What is my point? First of all, it is the fact that McDonald’s has embraced a series of rebranding and refreshing, going all the way back to its inception. Second, the changes have resonated with each generation. I still remember the white sack filled with burgers and fries as a special treat when my brothers and sisters didn’t kill each other that week. My children have an entirely different image of McDonald’s, strewn with cappuccinos and lattes. What will my grandson’s McDonald’s look like? If history is any indication, it will be uniquely different and uniquely McDonald’s.

While I think McDonald’s is taking a risk by minimizing the iconic arches, I think it is doing it in a brilliant way. The company was able to analyze its core objectives and create a new prototype that in my opinion meets and exceeds expectations. McDonald’s objectives are probably similar to what yours would be if you were going through a remodel and rebranding process. They are continuing to go after the elusive millennial sand women, but I sense they are also preparing for the next generation. Isn’t that what we hear at every meeting and trade show? We are supposedly pursuing the same customers.

With McCafé and its dollar menu, McDonald’s has modified its menu to give the next generation what they want. And now, with this latest image, the stores look the part. The price of the remodel($600,000) may seem steep, but initial returns are in—and sales are up. Equally important is that the company continues to look forward, not backward, as it maps out the future of fast food.

Different yet Same

How has this changed the landscape of the fast-food industry? Just lookaround and see how the competitions responding. Wendy’s, Burger King, Jack in the Box, Dunkin’ Donuts, the list goes on: All are implementing new branding strategies and remodel initiatives. From what I see and read, they are all resulting in increased sales, to different degrees.

So what do they have in common? I break it down into four important similarities:

Each of these successful chains continues to change its menu to meet its changing demographic. And they are not afraid to try new items: Whether with a simple seasonal offering such as lemonberry slushes, or a dramatic retrenching such as McCafé, all of these chains continue to reinvent themselves.

The current generation of architecture has a contemporary feel, with clean lines and timeless materials such as stone, brick and metal incorporated into the buildings.
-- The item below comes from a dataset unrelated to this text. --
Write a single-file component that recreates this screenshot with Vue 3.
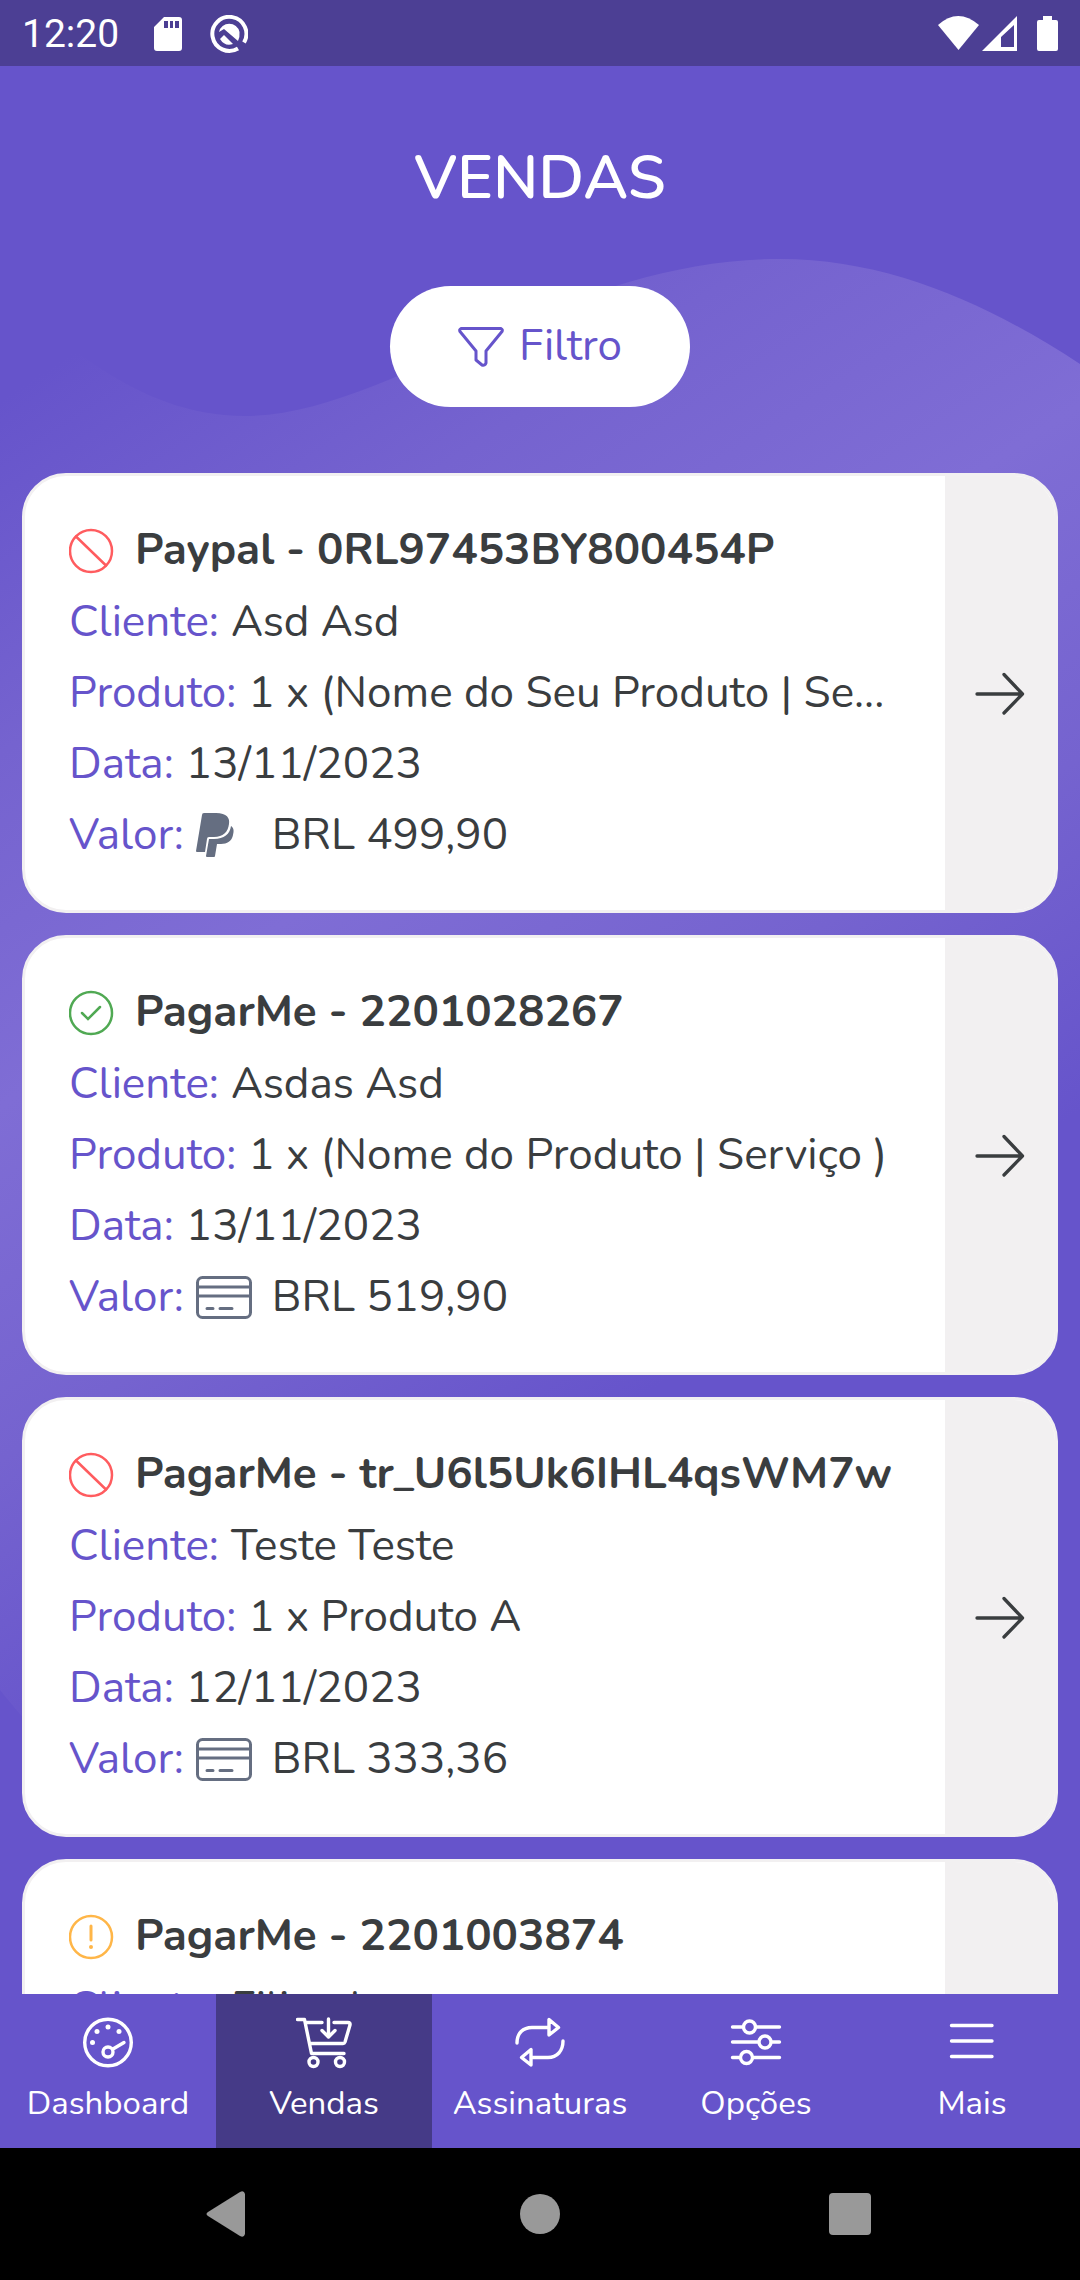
<script setup>
const sales = [
  { id: 1, status: 'refused', title: 'Paypal - 0RL97453BY800454P', client: 'Asd Asd', product: '1 x (Nome do Seu Produto | Se...', date: '13/11/2023', method: 'paypal', value: 'BRL 499,90' },
  { id: 2, status: 'paid', title: 'PagarMe - 2201028267', client: 'Asdas Asd', product: '1 x (Nome do Produto | Serviço )', date: '13/11/2023', method: 'card', value: 'BRL 519,90' },
  { id: 3, status: 'refused', title: 'PagarMe - tr_U6l5Uk6IHL4qsWM7w', client: 'Teste Teste', product: '1 x Produto A', date: '12/11/2023', method: 'card', value: 'BRL 333,36' },
  { id: 4, status: 'pending', title: 'PagarMe - 2201003874', client: 'Filipe l' },
]

const tabs = [
  { id: 'dashboard', label: 'Dashboard' },
  { id: 'vendas', label: 'Vendas', active: true },
  { id: 'assinaturas', label: 'Assinaturas' },
  { id: 'opcoes', label: 'Opções' },
  { id: 'mais', label: 'Mais' },
]
</script>

<template>
  <div class="app">
    <svg class="wave" viewBox="0 0 1080 1800" aria-hidden="true">
      <defs>
        <linearGradient id="waveFill" gradientUnits="userSpaceOnUse" x1="183" y1="281" x2="829" y2="1275">
          <stop offset="0" stop-color="#6654cb" />
          <stop offset=".25" stop-color="#7563cf" />
          <stop offset=".5" stop-color="#7f6dd5" />
          <stop offset=".75" stop-color="#7563cf" />
          <stop offset="1" stop-color="#6654cb" />
        </linearGradient>
      </defs>
      <path fill="url(#waveFill)" d="M0 300C60 330 130 416 245 416C390 416 560 259 780 259C890 259 990 305 1080 364V1800H120C80 1780 40 1740 0 1690Z" />
    </svg>

    <header class="status-bar">
      <time>12:20</time>
      <svg class="sd" width="28" height="34" viewBox="0 0 28 34" aria-hidden="true">
        <path fill="#fff" fill-rule="evenodd" d="M10 0H25Q28 0 28 3V31Q28 34 25 34H3Q0 34 0 31V10ZM10 4V11H14V4ZM16 4V11H19V4ZM21 4V11H25V4Z" />
      </svg>
      <svg class="q" width="38" height="38" viewBox="0 0 38 38" aria-hidden="true">
        <path fill="none" stroke="#fff" stroke-width="4" d="M28 33.500A17 17 0 1 1 34 27.500" />
        <path fill="#fff" d="M9 17A10.500 10.500 0 0 1 29.500 17Q30 22 28 26L14 14Z" />
        <path fill="#fff" d="M10 24L14 20L23 29Q15 32 10 24Z" />
      </svg>
      <span class="spacer"></span>
      <svg width="120" height="36" viewBox="0 0 120 36" aria-label="Rede e bateria">
        <path fill="#fff" d="M0 9Q20 -9 41 9L20.500 34Z" />
        <path fill="#fff" fill-rule="evenodd" d="M44 35L79 0V35ZM63 31H76V9L63 21Z" />
        <path fill="#fff" d="M105 0H114V4H118Q120 4 120 6V33Q120 35 118 35H101Q99 35 99 33V6Q99 4 101 4H105Z" />
      </svg>
    </header>

    <section class="heading">
      <h1>VENDAS</h1>
      <button type="button" class="filter">
        <svg width="46" height="40" viewBox="0 0 46 40" fill="none" stroke="currentColor" stroke-width="3" stroke-linejoin="round" aria-hidden="true">
          <path d="M3 1.500H43Q45 2.500 44 4.500L28 24V36Q27 39 24 38L18 33V24L2 4.500Q1 2.500 3 1.500Z" />
        </svg>
        <span>Filtro</span>
      </button>
    </section>

    <main class="list">
      <article v-for="sale in sales" :key="sale.id" class="card">
        <div class="info">
          <h2>
            <svg :class="['state', sale.status]" width="46" height="46" viewBox="0 0 46 46" fill="none" stroke="currentColor" stroke-width="2.500" stroke-linecap="round" aria-hidden="true">
              <circle cx="22" cy="23" r="21" />
              <path v-if="sale.status === 'refused'" d="M7 8.500L37 37.500" />
              <path v-else-if="sale.status === 'paid'" d="M13 23L19 29L31 17" />
              <template v-else>
                <path stroke-width="3" d="M22 12V26" />
                <circle cx="22" cy="33" r="2" fill="currentColor" stroke="none" />
              </template>
            </svg>
            <span>{{ sale.title }}</span>
          </h2>
          <dl>
            <div><dt>Cliente:</dt><dd>{{ sale.client }}</dd></div>
            <div v-if="sale.product"><dt>Produto:</dt><dd>{{ sale.product }}</dd></div>
            <div v-if="sale.date"><dt>Data:</dt><dd>{{ sale.date }}</dd></div>
            <div v-if="sale.value">
              <dt>Valor:</dt>
              <dd class="value">
                <svg v-if="sale.method === 'paypal'" width="56" height="45" viewBox="0 0 56 45" fill="#656e81" aria-label="PayPal">
                  <path d="M6 2Q6 0 8 0H20C31 0 34 5 33 11C32 19 27 24 18 24H13Q11 24 11 26L9 39H1Q0 39 0 38Z" />
                  <path d="M35 13C38 15 38 18 37 22C36 28 31 31 25 31H21L19 43Q19 44 18 44H11Q10 44 10 43L13 26H18C28 26 34 21 35 13Z" />
                </svg>
                <svg v-else width="56" height="45" viewBox="0 0 56 45" fill="none" stroke="#656e81" stroke-width="3" aria-label="Cartão">
                  <rect x="1.500" y="2.500" width="53" height="40" rx="5" />
                  <path d="M2 12H54M2 21H54" />
                  <path stroke-linecap="round" d="M11 33.500H17M24 33.500H36" />
                </svg>
                <span>{{ sale.value }}</span>
              </dd>
            </div>
          </dl>
        </div>
        <button type="button" class="open" aria-label="Abrir venda">
          <svg width="50" height="44" viewBox="0 0 50 44" fill="none" stroke="currentColor" stroke-width="3.300" stroke-linecap="round" stroke-linejoin="round" aria-hidden="true">
            <path d="M2 23H47.500M29 3.500L47.500 23L29 42" />
          </svg>
        </button>
      </article>
    </main>

    <nav class="tabs">
      <a v-for="tab in tabs" :key="tab.id" :href="'#' + tab.id" :class="{ active: tab.active }">
        <svg width="56" height="56" viewBox="0 0 56 56" fill="none" stroke="#fff" stroke-width="3.400" stroke-linecap="round" stroke-linejoin="round" aria-hidden="true">
          <template v-if="tab.id === 'dashboard'">
            <circle cx="28" cy="28.500" r="23.300" />
            <circle cx="28" cy="38" r="5" />
            <path d="M33 35L44 28.500" />
            <g fill="#fff" stroke="none">
              <circle cx="28" cy="13" r="2.500" /><circle cx="17" cy="17.500" r="2.500" />
              <circle cx="39" cy="17.500" r="2.500" /><circle cx="12.500" cy="28.500" r="2.500" />
            </g>
          </template>
          <template v-else-if="tab.id === 'vendas'">
            <path d="M1.500 5.500H8.500L15.500 39.500H48M10 8.500H26M38 8.500H52Q54.500 8.500 54 11L49 28Q48.500 29.500 47 29.500H14" />
            <path d="M32.500 5V22M26 16.500L32.500 23L39 16.500" />
            <circle cx="17.500" cy="48" r="4.500" /><circle cx="44" cy="48" r="4.500" />
          </template>
          <template v-else-if="tab.id === 'assinaturas'">
            <path d="M5 29C5 19 11 13.500 20 13.500H37M37 5.500V21L46.500 13.500Z" />
            <path d="M51 27C51 37 45 43.500 36 43.500H19M19 35.500V51L9.500 43.500Z" />
          </template>
          <template v-else-if="tab.id === 'opcoes'">
            <path d="M4.500 13H14M28 13H51.500M4.500 28H30M44 28H51.500M4.500 43.500H11M25 43.500H51.500" />
            <circle cx="21.500" cy="13" r="6" /><circle cx="37" cy="28" r="6" /><circle cx="18.500" cy="43.500" r="6" />
          </template>
          <path v-else d="M7.500 11.500H48M7.500 27H48M7.500 42.500H48" />
        </svg>
        <span>{{ tab.label }}</span>
      </a>
    </nav>

    <footer class="system">
      <button type="button" aria-label="Voltar">
        <svg width="48" height="46" viewBox="0 0 48 46"><path fill="#999" d="M2 21L34 1Q38 -1 39 3V43Q38 47 34 45L2 25Q-1 23 2 21Z" /></svg>
      </button>
      <button type="button" aria-label="Início">
        <svg width="40" height="40" viewBox="0 0 40 40"><circle cx="20" cy="20" r="20" fill="#999" /></svg>
      </button>
      <button type="button" aria-label="Recentes">
        <svg width="42" height="42" viewBox="0 0 42 42"><rect width="42" height="42" rx="4" fill="#999" /></svg>
      </button>
    </footer>
  </div>
</template>

<style>
body {
  margin: 0;
  background: #6654cb;
}
</style>

<style scoped>
.app {
  position: relative;
  display: flex;
  flex-direction: column;
  height: 100vh;
  overflow: hidden;
  background: #6654cb;
  color: #3a3d3f;
  font-family: Nunito, "Open Sans", sans-serif;
  font-size: 44px;
}

button {
  padding: 0;
  border: 0;
  background: none;
  font: inherit;
  color: inherit;
}

svg {
  display: block;
  flex: none;
}

.wave {
  position: absolute;
  top: 0;
  left: 0;
  width: 100%;
  height: auto;
}

.status-bar {
  position: relative;
  display: flex;
  flex: none;
  align-items: center;
  box-sizing: border-box;
  height: 66px;
  padding: 2px 22px 0;
  background: #4c3f94;
  color: #fff;
  font-family: Roboto, sans-serif;
  font-size: 39px;
}

.sd {
  margin-left: 35px;
}

.q {
  margin-left: 28px;
}

.spacer {
  flex: 1;
}

.heading {
  position: relative;
  display: flex;
  flex: none;
  flex-direction: column;
  align-items: center;
  padding: 72px 22px 66px;
  color: #fff;
}

h1 {
  margin: 0 0 68px;
  font-size: 61px;
  font-weight: 600;
  line-height: 80px;
}

.filter {
  display: flex;
  align-items: center;
  gap: 15px;
  height: 121px;
  padding: 0 68px;
  border-radius: 61px;
  background: #fff;
  color: #6654cb;
}

.filter span {
  padding-bottom: 2px;
}

.list {
  position: relative;
  display: flex;
  flex: 1;
  flex-direction: column;
  gap: 22px;
  min-height: 0;
  padding: 0 22px;
  overflow: hidden;
}

.card {
  display: flex;
  flex: none;
  box-sizing: border-box;
  min-height: 440px;
  overflow: hidden;
  border: 3px solid #f2f0f1;
  border-radius: 44px;
  background: #fff;
}

.info {
  flex: 1;
  min-width: 0;
  padding: 39px 44px 38px;
  white-space: nowrap;
}

h2 {
  display: flex;
  align-items: center;
  gap: 20px;
  margin: 0 0 1px;
  font-size: 44px;
  font-weight: 700;
  line-height: 71px;
}

.refused {
  color: #ff5c5f;
}

.paid {
  color: #50a953;
}

.pending {
  color: #ffb648;
}

dl,
dd {
  margin: 0;
}

dl > div {
  display: flex;
  gap: 12px;
  line-height: 71px;
}

dt {
  color: #6654cb;
}

.value {
  display: flex;
  align-items: center;
  gap: 20px;
}

.open {
  display: flex;
  align-items: center;
  justify-content: center;
  width: 110px;
  background: #f2f0f1;
}

.tabs {
  position: relative;
  display: grid;
  flex: none;
  grid-template-columns: repeat(5, 1fr);
  height: 154px;
  background: #6654cb;
}

.tabs a {
  display: flex;
  flex-direction: column;
  align-items: center;
  padding-top: 20px;
  color: #fff;
  font-size: 33px;
  line-height: 40px;
  text-decoration: none;
}

.tabs span {
  padding-top: 14px;
}

.tabs .active {
  background: #453a87;
}

.system {
  position: relative;
  display: grid;
  flex: none;
  grid-template-columns: repeat(3, 1fr);
  height: 132px;
  padding: 0 75px;
  background: #000;
}

.system button {
  display: flex;
  align-items: center;
  justify-content: center;
}
</style>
As we can see from the rollouts, these changes can be retrofitted to varying degrees, depending on existing conditions.

There is a bold splash of color incorporated into the architecture that defines the brand. For example, McDonald’s has a bold yellow, while Dunkin’ Donuts has orange with a background of brown. Both are distinct and recognizable. If you look, each brand has chosen a strong color or colors to define itself.

Each brand has taken this opportunity to update its logo and how it is portrayed throughout the brand. Sometimes these changes are minimal. but they can be dramatic. Every circumstance dictates different solutions, but the key is that they are changing with the times.

Looking Ahead

All of this is well and good for the fastfood industry, but what does it have to do with you? Everything! With this latest evolution of the fast-food industry, these retailers continue to attract our customers with their offerings.

Make no mistake: They are your direct competitors. Your customers have choices. They can purchase their coffee, tea, water, soft drinks, energy drinks, frozen drinks, snacks, breakfast, lunch and dinners at their local c-store, or they can purchase those same things at any number of QSRs. And they can do it through the drive-thru. How do you stand up to the competition? What is your strategic plan when it comes to your next-generation store? Do you have a strategic plan for not only your next-generation store but also how to retrofit your previous generation of stores? Gone is the time when the major oil companies would tell us what our next generation would be. Thank goodness! They were not doing our retail business any favors. That said, something is better than nothing. They did push us kicking and screaming toward improving our cleanliness and image over the years.

So what are you doing in the absence of major oil dictating your image? Many are running to Circle K, 7-Eleven and other franchises, essentially turning over their branding and image to a new authority. In these cases, you still do not have an image or brand of your own. You are still subject to the whims and direction of another. For some, this is the right approach, because they do not have the ability or desire to establish a brand and maintain it. Going through the process of updating an existing brand and image, or creating a new brand or image, has proven to be an excellent investment that results in improved sales, customer satisfaction and profits. Whether in the forecourt, the retail store or the foodservice program, branding can help the bottom line.

Where to Start

Begin by establishing a strategic planning committee that includes people inside and outside of your company. Take an honest assessment of who you are and how you are perceived by your customers. Look to the future and determine who you want to be and how you want to be perceived in the future. This will include product and service offerings, customer service initiatives, logo, brand, architecture and other areas that will be revealed through the process.

Once the strategic planning is far enough along, it should transition into an implementation team. This does not necessarily have to be the same committee, but it should include a few of the same members to maintain continuity. Empower this group to think big. Or, as I like to say, “Go big or go home.”

The process of brand development is not for the weak or faint of heart. Your brand is everything you do to communicate to your customer, from logo and architecture to signage and customer service. So the real questions are: Who are you today? Who do you want to be tomorrow? Does your brand reflect your image today? What are you doing to create your next-generation store? Take a page from the history of the Golden Arches. Be bold, and change with your customers.